A couple of the other agents expressed an interest but it went no further and, two years later in a fit of narcissistic pique, I published it myself through Matador. Turned out I was pretty good at selling the book - I shifted 400 on the back of some local radio interviews, personal appearances and good reviews, but it was all after the event and half-hearted. Chance missed.
That book was a psychological thriller. But I'm a comedian and thought my next attempt at novel writing should be something within my natural genre. So Song In The Wrong Key was born, the story of a middle-aged man whose idyllic family life falls apart when he's made redundant. Redemption is achieved via his serendipitous selection as the UK's Eurovision Song Contest entrant. It's probably best described as an edgy romcom, with the emphasis on com.
And so on to another ridiculous dance with the agents. I submitted it to 6 of them, and three responded asking for the full MS. A good hit rate, apparently. A fourth didn't bother with all that. He wanted to sign me. I'd only applied to him because he accepted MSs via email, which saves a lot of bother, as well as photocopying and postage costs. And I was flattered - or, to put it another way, still being a fucking wanker. He was an established agent, but one with a conspicuously thin roster of fiction writers. To cut a long story short, it didn't work out. My feeling is that his contact list amongst the fiction publishers numbered no more than two or three. When they didn't take the bait, there was nowhere else to go.

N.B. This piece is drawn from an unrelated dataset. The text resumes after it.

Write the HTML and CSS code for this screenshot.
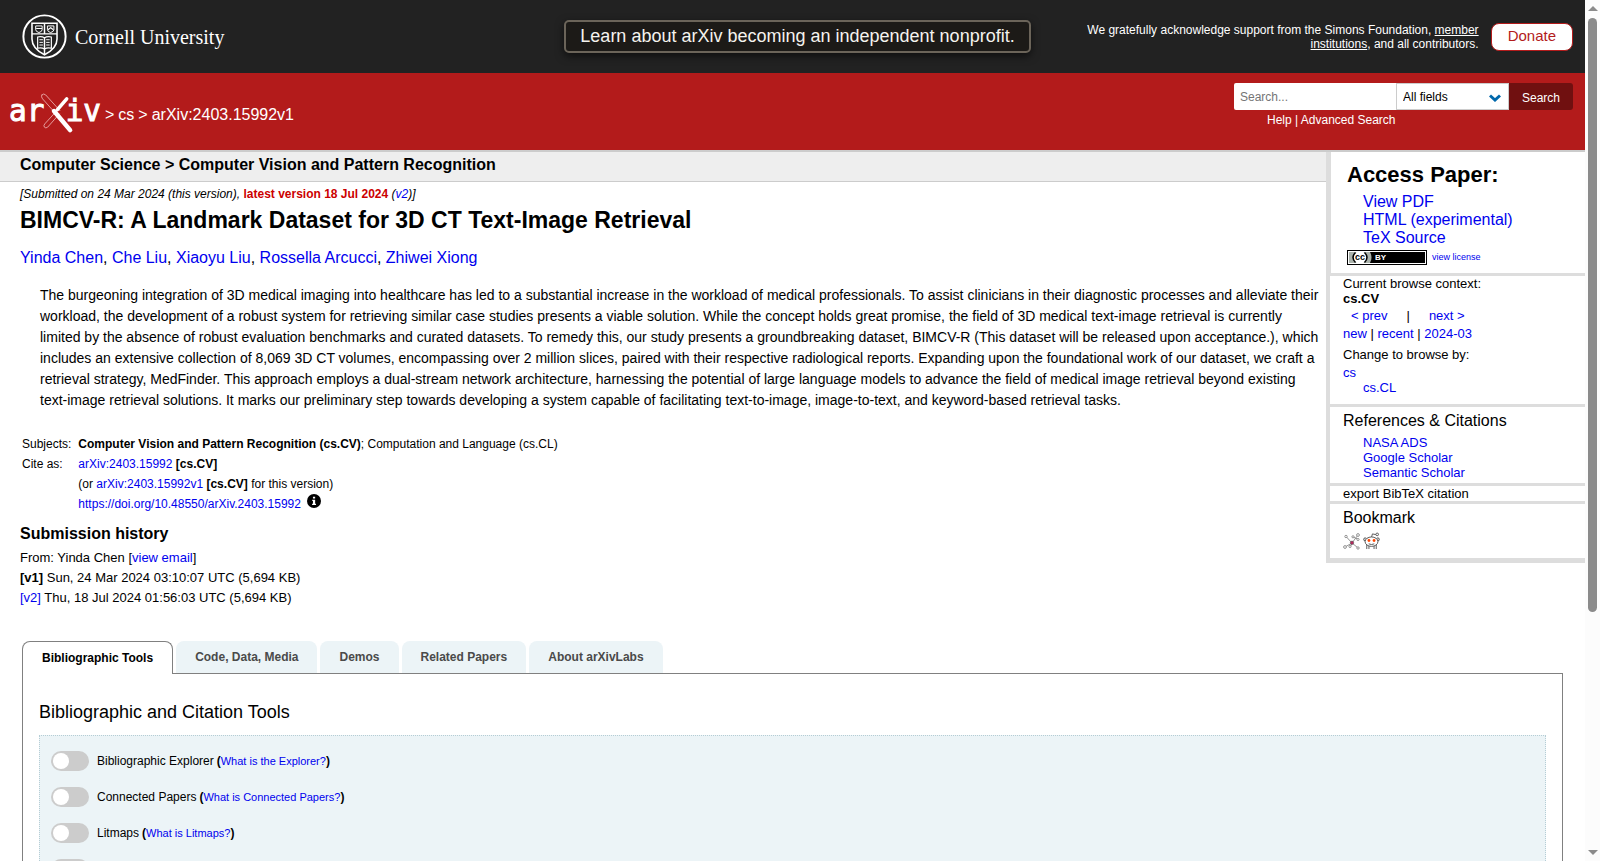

So I left him. Now I've published the book through my own company, Lane & Hart. I've had it professionally typeset and the cover professionally designed. I've engaged a top class PR agent and we're lining up radio and press interviews and personal appearances. I've run a giveaway on Goodreads (745 people applied) and will do another. I uploaded it to Kindle and have been receiving sparkling 5 star reviews (likewise on Goodreads). Would I rather have done all this through traditional channels - an agent championing my book, a top publisher with a serious marketing budget, top chains stocking it etc? Of bloody course. But that all takes patience and a thick hide, neither of which I possess. Yes, you can earn more money per unit by selling on Kindle, but that's not what this is about. Writers need validation and, as much as I value and appreciate the reviews of the handful of readers who've bought the book so far, a traditional deal would open my work up to a vast readership and set me along the path I really want to follow, that of an established author with an established readership who can't wait for my next book. It might come to that one day, but my guess is that it's more likely to happen if an agent and a traditional publisher pick up the reins from here. Well come on. What are you waiting for?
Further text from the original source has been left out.